CD Kritik Progressive Newsletter Nr.35 (05/2001)

Hagen - Corridors of time
(59:08, Angular Records, 2001)

"Don't judge a book by its cover" - dieser alte Spruch trifft auch glücklicherweise beim Debüt von Hagen zu. Die Schweden bieten nämlich keineswegs leicht martialisch angehauchten Fantasy-Speed-Metal, sondern mischen äußerst geschickt klassischen Hard Rock mit skandinavischer Folklore und progressiven Elementen. Mal richtig wütend und heftig, dann wieder elegisch verträumt, irgendwo zwischen diesen Gegensätzen pendelt "Corridors of time", ohne dabei die innere Balance zu verlieren. Jedoch sorgen noch weitere Verfeinerungen und Details dafür, dass Hagen nicht nach beliebiger Einheitskost klingen. Alles fing damit an, dass Bassist Hans Rosén seinen Bruder Anders dazu brachte seine Geige durch ein Gitarren-Effektgerät zu spielen. Somit war schon mal ein sehr eigenwilliger Geigensound geboren, der Grundstein für den heftigen Hardrock und flotten Folk gelegt.

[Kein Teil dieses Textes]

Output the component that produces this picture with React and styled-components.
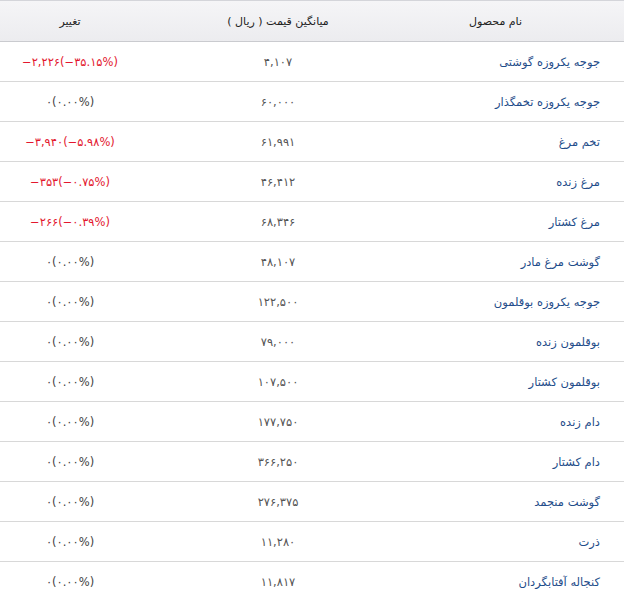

Mit dem Gitarristen Per Nilsson fand man einen ansprechenden Saitenvirtuosen, als Keyboarder konnte zudem der ex-Kaipa Tastenmann Hans Lundin gewonnen werden, der so richtig schön angestaubte Hammond- und Mellotronsounds reproduzierte. Der hervorragende, etwas an Kansas Steve Walsh erinnernde Sänger Michael Ohlsson, sowie Schlagzeuger Patrik Jansson vervollständigten schließlich das Line-Up. Trotzdem es bei Hagen meistens sehr direkt abgeht, was auch an manchen Stellen, so wie beim Anfang von "For Kristina", in übles Geknüppel ausarten kann, wird vor allem durch das eigenartig klingende Gefiedel immer wieder der Brückenschlag zur trinkfreudig anmutenden Folklore gefunden. Nicht von ungefähr werden durch die prägnante Stimme des Frontmanns und wildes Gegeige Erinnerungen an die rockigere Seite von Kansas geweckt, auch klingen manche Passagen so richtig fett nach Rainbow. Doch beweist zudem der sehr verträumte Opener, die Kaipa Coverversion "Summer air" oder die Ballade "The northwinds blow", dass auch im Herzen eines Rockers noch sentimentale Gefühle schlagen. "Corridors of time" ist eine richtig gute, solide Rockscheibe der alten Schule. Geradeaus, ehrlich, aber dennoch immer wieder verspielt und irgendwie auch typisch skandinavisch. Irgendwie erfrischend nach so viel Prog Metal Geknüppel, dass es auch noch eine Spur erdiger und weniger technisch geht.